Mathematically, the objective is to find the function f with the following form:

$$ f=\sum \limits_{i=1}^n{\alpha}_iK\left(\cdot, {\boldsymbol{x}}^{(i)}\right) $$

that minimizes the sum of squared errors with a 2 penalization term:

$$ \underset{f}{\min}\sum \limits_{i=1}^n{\left({y}^{(i)}-f\Big({\boldsymbol{x}}^{(i)}\right)}^2+\lambda \parallel f{\parallel}^2 $$

The cost function can be simplified using the specific form of the possible functions:

$$ {\displaystyle \begin{array}{rlll}& \sum \limits_{i=1}^n\Big({y}^{(i)}-f{\left({\boldsymbol{x}}^{(i)}\right)}^2+\lambda \parallel f{\parallel}^2& & \\ {}& =\sum \limits_{i=1}^n{\left({y}^{(i)}-\sum \limits_{j=1}^n{\alpha}_jk\left({\boldsymbol{x}}^{(j)},{\boldsymbol{x}}^{(i)}\right)\right)}^2+\lambda {\parallel \sum \limits_{i=1}^n{\alpha}_iK\left(\cdot, {\boldsymbol{x}}^{(i)}\right)\parallel}^2& & \\ {}& =\sum \limits_{i=1}^n{\left({y}^{(i)}-{\boldsymbol{\alpha}}^{\top }{\boldsymbol{K}}_{:,i}\right)}^2+\lambda {\boldsymbol{\alpha}}^{\top}\boldsymbol{K}\boldsymbol{\alpha } & & \\ {}& =\parallel \boldsymbol{y}-\boldsymbol{K}\boldsymbol{\alpha } {\parallel}_2^2+\lambda {\boldsymbol{\alpha}}^{\top}\boldsymbol{K}\boldsymbol{\alpha } & & \\ {}\end{array}} $$

Therefore, the minimization problem is:

$$ \underset{\boldsymbol{\alpha}}{\min}\parallel \boldsymbol{y}-\boldsymbol{K}\boldsymbol{\alpha } {\parallel}_2^2+\lambda {\boldsymbol{\alpha}}^{\top}\boldsymbol{K}\boldsymbol{\alpha } $$

for which a solution is given by:

$$ {\boldsymbol{\alpha}}^{\star }={\left(\boldsymbol{K}+\lambda \boldsymbol{I}\right)}^{-1}\boldsymbol{y} $$

Figure 8 illustrates the prediction function of a kernel ridge regression method with a radial basis function kernel. The prediction function is non-linear as the kernel is non-linear.
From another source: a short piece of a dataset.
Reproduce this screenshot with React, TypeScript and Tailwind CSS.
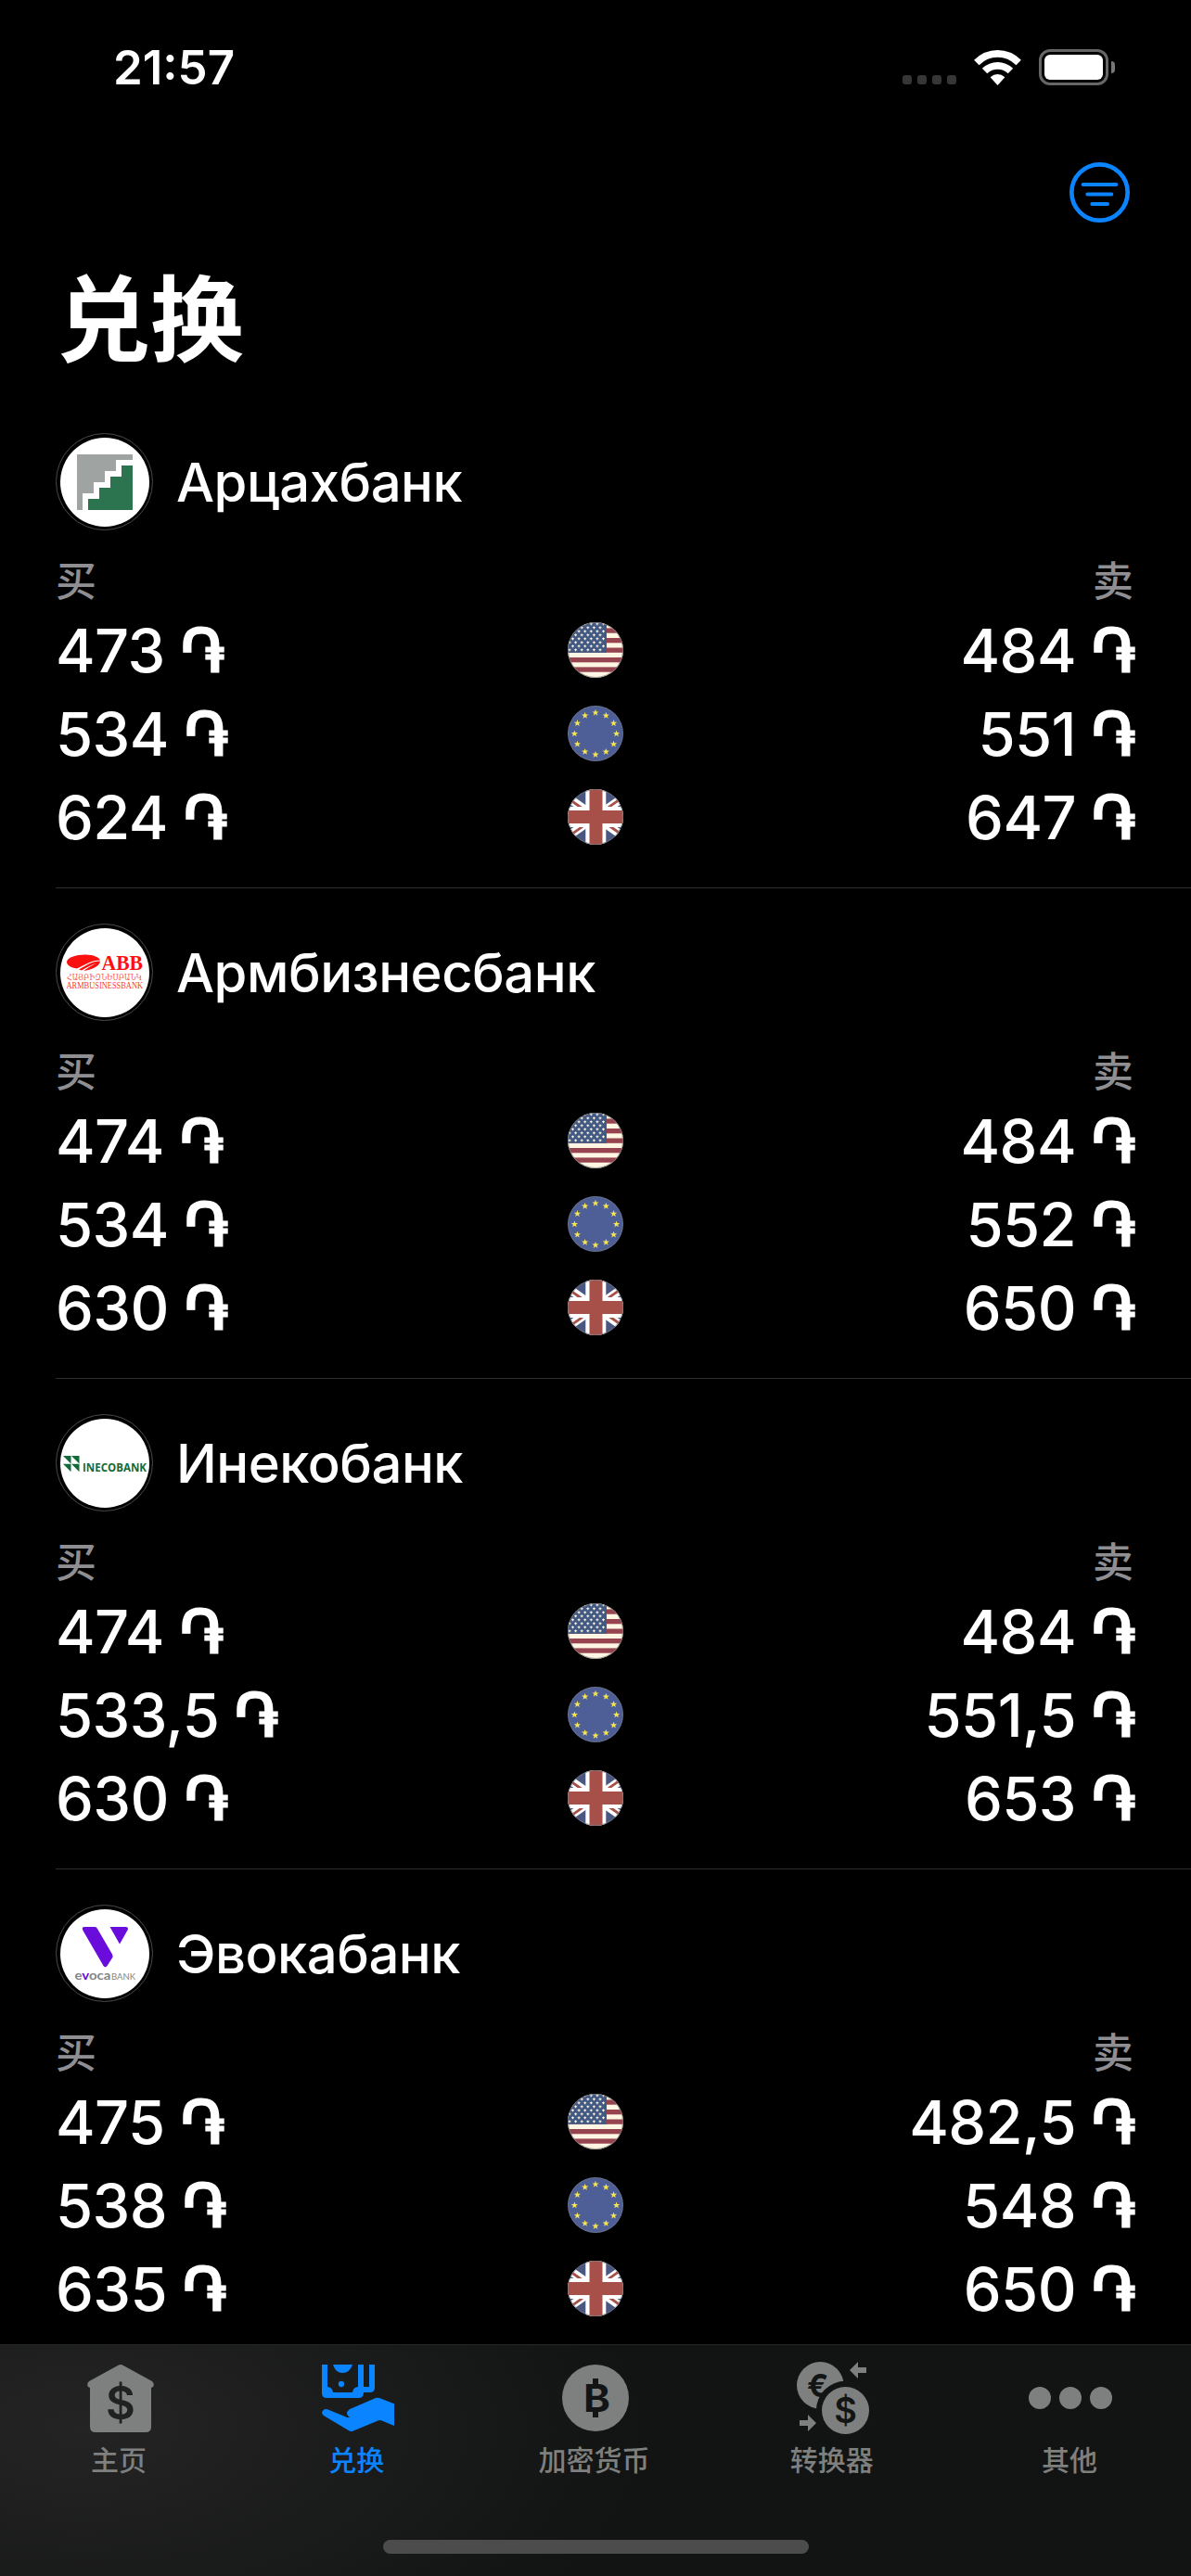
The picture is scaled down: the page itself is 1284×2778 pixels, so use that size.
import React from "react";

type Rate = { currency: "usd" | "eur" | "gbp"; buy: string; sell: string };
type Bank = { name: string; logo: React.ReactNode; rates: Rate[] };

const Flag = ({ currency }: { currency: Rate["currency"] }) => {
  return (
    <svg viewBox="0 0 60 60" className="size-[60px] rounded-full">
      {currency === "usd" && (
        <g>
          <rect width="60" height="60" fill="#fff6e3" />
          {[6.4, 17, 27.5, 38, 48.4].map((y) => (
            <rect key={y} y={y} width="60" height="5.3" fill="#96444f" />
          ))}
          <rect width="42" height="32.8" fill="#425983" />
          {[0, 1, 2, 3, 4, 5, 6, 7].map((row) =>
            [0, 1, 2, 3, 4, 5].map((col) => (
              <path
                key={`${row}-${col}`}
                transform={`translate(${(row % 2 ? 2 : 5.5) + col * 6.6} ${2 + row * 4})`}
                d="M-1.5 -.2H1.5M0-1.5V1.3"
                stroke="#fff6e3"
                strokeWidth="1.1"
              />
            )),
          )}
        </g>
      )}
      {currency === "eur" && (
        <g>
          <rect width="60" height="60" fill="#4e5f97" />
          {Array.from({ length: 12 }, (_, i) => {
            const a = (i * Math.PI) / 6;
            return (
              <path
                key={i}
                transform={`translate(${30 + 22.6 * Math.sin(a)} ${30.2 - 22.6 * Math.cos(a)})`}
                d="M0-3.8L.95-1.2 3.6-1.2 1.5.5 2.3 3.1 0 1.5-2.3 3.1-1.5.5-3.6-1.2-.95-1.2Z"
                fill="#f6e652"
              />
            );
          })}
        </g>
      )}
      {currency === "gbp" && (
        <g>
          <rect width="60" height="60" fill="#4a5780" />
          <path d="M-12 .6L72 59.4M72 .6L-12 59.4" stroke="#fff" strokeWidth="9" />
          <path
            d="M-2 8.4L16 21M62 7L44 19.6M-2 53L16 40.4M62 51.6L44 39"
            stroke="#a65049"
            strokeWidth="2.8"
          />
          <path d="M30.3 0V60M0 30H60" stroke="#fff" strokeWidth="22" />
          <path d="M30.5 0V60M0 30H60" stroke="#a65049" strokeWidth="14" />
        </g>
      )}
      <circle cx="30" cy="30" r="29.5" fill="none" stroke="#777" strokeOpacity=".7" />
    </svg>
  );
};

const ArtsakhLogo = () => (
  <svg viewBox="0 0 96 96" className="size-24">
    <path
      d="M18 18H78V24H60V36H48V48H36V60H24V78H18Z"
      fill="#9fa3a1"
    />
    <path d="M30 78V66H42V54H54V42H66V30H78V78Z" fill="#2c7350" />
  </svg>
);

const AbbLogo = () => (
  <svg viewBox="0 0 96 96" className="size-24" fill="#fb1010">
    <g transform="translate(0 -6.5)">
      <path d="M7 43C7 38 17 35 27 35C36 35 42 38 43 41C34 41 26 46 18 50C11 49 7 46 7 43Z" />
      <path d="M20 51C27 47 34 42 43 42C43 47 33 52 25 52.5C30 49 35 46 39 44C33 46 28 49 23 52Z" />
    </g>
    <g fontFamily="Liberation Serif, serif">
      <text x="44.500" y="45" fontSize="23" fontWeight="700" textLength="44.500" lengthAdjust="spacingAndGlyphs">
        ABB
      </text>
      <text
        x="7"
        y="56"
        fontSize="9"
        fillOpacity=".75"
        fontFamily="DejaVu Serif, serif"
        textLength="81"
        lengthAdjust="spacingAndGlyphs"
      >
        ՀԱՅԲԻԶՆԵՍԲԱՆԿ
      </text>
      <text x="6.500" y="65" fontSize="10.500" fillOpacity=".9" textLength="82.500" lengthAdjust="spacingAndGlyphs">
        ARMBUSINESSBANK
      </text>
    </g>
  </svg>
);

const InecoLogo = () => (
  <svg viewBox="0 0 96 96" className="size-24">
    <path
      d="M3 40H11.500V48.500ZM12 40H20.500V48.500ZM3 48.700H11.500V57.200ZM12 48.700H20.500V57.200Z"
      fill="#116a38"
    />
    <text
      x="24"
      y="57.300"
      fontSize="13"
      fontWeight="700"
      fontFamily="Open Sans, sans-serif"
      fill="#116a38"
      textLength="69"
      lengthAdjust="spacingAndGlyphs"
    >
      INECOBANK
    </text>
  </svg>
);

const EvocaLogo = () => (
  <svg viewBox="0 0 96 96" className="size-24">
    <path
      d="M26 19H37.500Q39 19 40 21L56 48.500Q57 50.500 56 52.500L50.500 61Q48.500 63.500 46.500 61L24.500 23Q22.500 19 26 19Z"
      fill="#6a0cdc"
    />
    <path d="M53.500 19H71Q74 19.500 72.500 22.500L64 37.500Z" fill="#6a0cdc" />
    <g fontFamily="Lato, sans-serif" fill="#828588">
      <text x="15.500" y="75.500" fontSize="14" fontWeight="700" textLength="39" lengthAdjust="spacingAndGlyphs">
        e<tspan fill="#6a0cdc">v</tspan>oca
      </text>
      <text x="55" y="75.500" fontSize="10" textLength="26" lengthAdjust="spacingAndGlyphs">
        BANK
      </text>
    </g>
  </svg>
);

const banks: Bank[] = [
  {
    name: "Арцахбанк",
    logo: <ArtsakhLogo />,
    rates: [
      { currency: "usd", buy: "473", sell: "484" },
      { currency: "eur", buy: "534", sell: "551" },
      { currency: "gbp", buy: "624", sell: "647" },
    ],
  },
  {
    name: "Армбизнесбанк",
    logo: <AbbLogo />,
    rates: [
      { currency: "usd", buy: "474", sell: "484" },
      { currency: "eur", buy: "534", sell: "552" },
      { currency: "gbp", buy: "630", sell: "650" },
    ],
  },
  {
    name: "Инекобанк",
    logo: <InecoLogo />,
    rates: [
      { currency: "usd", buy: "474", sell: "484" },
      { currency: "eur", buy: "533,5", sell: "551,5" },
      { currency: "gbp", buy: "630", sell: "653" },
    ],
  },
  {
    name: "Эвокабанк",
    logo: <EvocaLogo />,
    rates: [
      { currency: "usd", buy: "475", sell: "482,5" },
      { currency: "eur", buy: "538", sell: "548" },
      { currency: "gbp", buy: "635", sell: "650" },
    ],
  },
];

const StatusBar = () => (
  <div className="flex h-[141px] shrink-0 justify-between pr-[82px] pl-[122px]">
    <span className="mt-[43px] text-[51px] leading-[60px] font-semibold">21:57</span>
    <div className="mt-[53px] flex h-[39px] items-start">
      <div className="mt-7 flex gap-1.5">
        {[0, 1, 2, 3].map((dot) => (
          <div key={dot} className="size-2.5 rounded-[3px] bg-[#363636]" />
        ))}
      </div>
      <svg viewBox="271 41 151 113" className="mt-px ml-[19px] h-[38px] w-[51px]" fill="#fff">
        <path d="M271 73Q303 41 346.500 41T422 73L406 89Q380 64 346.500 64T287 89Z" />
        <path d="M297 100Q319 80 346.500 80T396 100L380 116Q365 103 346.500 103T313 116Z" />
        <path d="M323 128Q334 118 346.500 118T370 128L346.500 154Z" />
      </svg>
      <div className="ml-[19px] h-[39px] w-[75px] rounded-[12px] border-[3px] border-[#666] p-[3px]">
        <div className="h-full rounded-[6px] bg-white" />
      </div>
      <div className="mt-[13px] ml-[3px] h-[13px] w-1 rounded-r-full bg-[#777]" />
    </div>
  </div>
);

const Amount = ({ value }: { value: string }) => (
  <div className="flex items-center pt-0.5">
    <span className="text-[65px] leading-[90px] font-medium tracking-[-0.6px]">{value}</span>
    <span className="ml-[17px] font-['DejaVu_Sans'] text-[64px] leading-[90px] font-bold [-webkit-text-stroke:1px_white]">
      ֏
    </span>
  </div>
);

const BankSection = ({ bank }: { bank: Bank }) => (
  <section className="ml-[60px] h-[529px] shrink-0 border-b border-[#2d2d2f] pt-[38px] pr-[60px]">
    <div className="flex items-center gap-[25px]">
      <div className="flex size-[105px] items-center justify-center rounded-full border border-[#4a4a4a]">
        <div className="size-24 rounded-full bg-white">{bank.logo}</div>
      </div>
      <h2 className="text-[58px] leading-[72px] font-medium tracking-[-0.5px]">{bank.name}</h2>
    </div>
    <div className="mt-[27px] flex h-[56px] items-center justify-between pr-0.5 text-[44px] leading-[56px] font-medium text-[#8e8e93]">
      <span>买</span>
      <span>卖</span>
    </div>
    {bank.rates.map((rate) => (
      <div key={rate.currency} className="grid h-[90px] grid-cols-[1fr_60px_1fr] items-center">
        <Amount value={rate.buy} />
        <Flag currency={rate.currency} />
        <div className="flex justify-end">
          <Amount value={rate.sell} />
        </div>
      </div>
    ))}
  </section>
);

const HomeIcon = () => (
  <svg viewBox="0 0 72 73" className="h-[73px] w-[72px]" fill="currentColor">
    <path d="M33 1Q36-1 39 1L70 18Q73 21 71 24L69 25V67Q69 73 63 73H9Q3 73 3 67V25L1 24Q-1 21 2 18Z" />
    <text x="36" y="59" textAnchor="middle" fontSize="49" fontWeight="600" fill="#202121">
      $
    </text>
  </svg>
);

const ExchangeIcon = () => (
  <svg viewBox="48 60 234 216" className="h-[72px] w-[78px]" fill="currentColor">
    <path d="M48 60H66V132Q82 134 84 150H147Q149 134 165 132V60H183V132H201V60H219V134Q219 150 203 150H183Q183 168 167 168H64Q48 168 48 152Z" />
    <path d="M84 60H147Q138 87 115 87T84 60Z" />
    <circle cx="111" cy="123" r="9.500" />
    <path d="M66 205L130 231H139Q120 220 137 205L222 168Q229 166 236 169L282 187V258L240 241Q236 239 231 241L148 275Q143 277 138 275L55 226Q46 220 49 212Q54 201 66 205Z" />
  </svg>
);

const BitcoinIcon = () => (
  <svg viewBox="0 0 72 72" className="size-[72px]">
    <circle cx="36" cy="36" r="36" fill="currentColor" />
    <g fill="#131514">
      <text x="23" y="51" fontSize="41.500" fontWeight="700" textLength="29" lengthAdjust="spacingAndGlyphs">
        B
      </text>
      <rect x="33" y="15" width="6" height="8" />
      <rect x="33" y="49" width="6" height="8" />
    </g>
  </svg>
);

const ConverterIcon = () => (
  <svg viewBox="57 51 234 234" className="size-[78px]" fill="currentColor">
    <circle cx="133" cy="127" r="76" />
    <text x="90" y="164" fontSize="104" fontWeight="700" fill="#131514" textLength="70" lengthAdjust="spacingAndGlyphs">
      €
    </text>
    <circle cx="214.500" cy="208.500" r="95" fill="#131514" />
    <circle cx="214.500" cy="208.500" r="76.500" />
    <text x="214.500" y="249" textAnchor="middle" fontSize="114" fontWeight="600" fill="#131514">
      $
    </text>
    <path d="M228 78L255 51V69H282V87H255V105Z" />
    <path d="M120 249L93 222V240H66V258H93V276Z" />
  </svg>
);

const MoreIcon = () => (
  <div className="flex gap-[9px]">
    <div className="size-6 rounded-full bg-current" />
    <div className="size-6 rounded-full bg-current" />
    <div className="size-6 rounded-full bg-current" />
  </div>
);

const tabs = [
  { label: "主页", icon: <HomeIcon />, active: false },
  { label: "兑换", icon: <ExchangeIcon />, active: true },
  { label: "加密货币", icon: <BitcoinIcon />, active: false },
  { label: "转换器", icon: <ConverterIcon />, active: false },
  { label: "其他", icon: <MoreIcon />, active: false },
];

const TabBar = () => (
  <nav className="flex h-[250px] shrink-0 flex-col items-center border-t border-[#252626] bg-[#121413] bg-[radial-gradient(ellipse_600px_300px_at_90px_90px,#232423,#121413)]">
    <div className="grid w-full grid-cols-5 pr-[3px]">
      {tabs.map((tab) => (
        <div
          key={tab.label}
          className={`flex flex-col items-center ${tab.active ? "text-[#0a84ff]" : "text-[#7e807f]"}`}
        >
          <div className="mt-[17px] flex h-20 items-center pl-[3px]">{tab.icon}</div>
          <span className="mt-[7px] text-[30px] leading-[40px] font-medium">{tab.label}</span>
        </div>
      ))}
    </div>
    <div className="mt-[66px] h-[15px] w-[459px] rounded-full bg-[#4c4c4c]" />
  </nav>
);

const App = () => {
  return (
    <div className="flex h-[2778px] w-[1284px] flex-col overflow-hidden bg-black font-['Inter','Noto_Sans_CJK_SC',sans-serif] text-white">
      <main className="flex min-h-0 flex-1 flex-col overflow-hidden">
        <StatusBar />
        <div className="flex h-[134px] shrink-0 items-start justify-end pr-[66px]">
          <svg viewBox="579 405 195 195" className="mt-[34px] size-[65px]" fill="none" stroke="#0a84ff">
            <circle cx="676.500" cy="502.500" r="90.500" strokeWidth="14" />
            <path d="M623 477H730M637 508.500H715M652 540H702" strokeWidth="12" strokeLinecap="round" />
          </svg>
        </div>
        <h1 className="h-[154px] shrink-0 pl-[61px] text-[101px] leading-[140px] font-bold">兑换</h1>
        {banks.map((bank) => (
          <BankSection key={bank.name} bank={bank} />
        ))}
      </main>
      <TabBar />
    </div>
  );
};

export default App;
14.2 Kernel Principal Component Analysis

As mentioned in Subheading 13, principal component analysis consists in finding the linear orthogonal subspace in the original input space such that each principal component explains the most variance. The optimal solution is given by the first eigenvectors of XX with the corresponding eigenvalues being sorted in descending order.

With kernel principal component analysis, the objective is to find the linear orthogonal subspace in the feature space such that each principal component in the feature space explains the most variance [26]. The solution is given by the first l eigenvectors (αk)1≤kl of the K matrix with the corresponding eigenvalues being sorted in descending order. The eigenvectors are normalized in order to be unit vectors in the feature space.

Finally, the projection of any input x in the original space on the kth component can be computed as:

$$ \phi {\left(\boldsymbol{x}\right)}^{\top }{\boldsymbol{\alpha}}_k=\sum \limits_{i=1}^n{\alpha}_{ki}K\left(\boldsymbol{x},{\boldsymbol{x}}^{(i)}\right) $$

Figure 26 illustrates the projection of some non-linearly separable classification data with principal component analysis and with kernel principal component analysis with a non-linear kernel. The projected input data becomes linearly separable using kernel principal component analysis, whereas the projected input data using (linear) principal component analysis remains non-linearly separable.

Fig. 26
3 scatterplots of training data, projection with principal component analysis, and projection with kernel principal component analysis. They plot 2 different color spots. The top and middle scatterplots have spots in 2 circles. The bottom scatterplot has 2 different color spots on either side.

Illustration of kernel principal component analysis. Some non-linearly separable training data is plotted (top). The projected training data using principal component analysis remains non-linearly separable (middle). The projected training data using kernel principal component analysis (with a non-linear kernel) becomes linearly separable (bottom)

15 Conclusion

In this chapter, we described the main classic machine learning methods. Due to space constraints, the description of some of them was brief. The reader who seeks more details can refer to [5, 6]. All these approaches are implemented in the scikit-learn Python library [27]. A common point of the approaches presented in this chapter is that they use as input a set of given or pre-extracted features. On the contrary, deep learning approaches often provide an end-to-end learning setup within which the features are learned. These techniques are covered in Chaps. 36.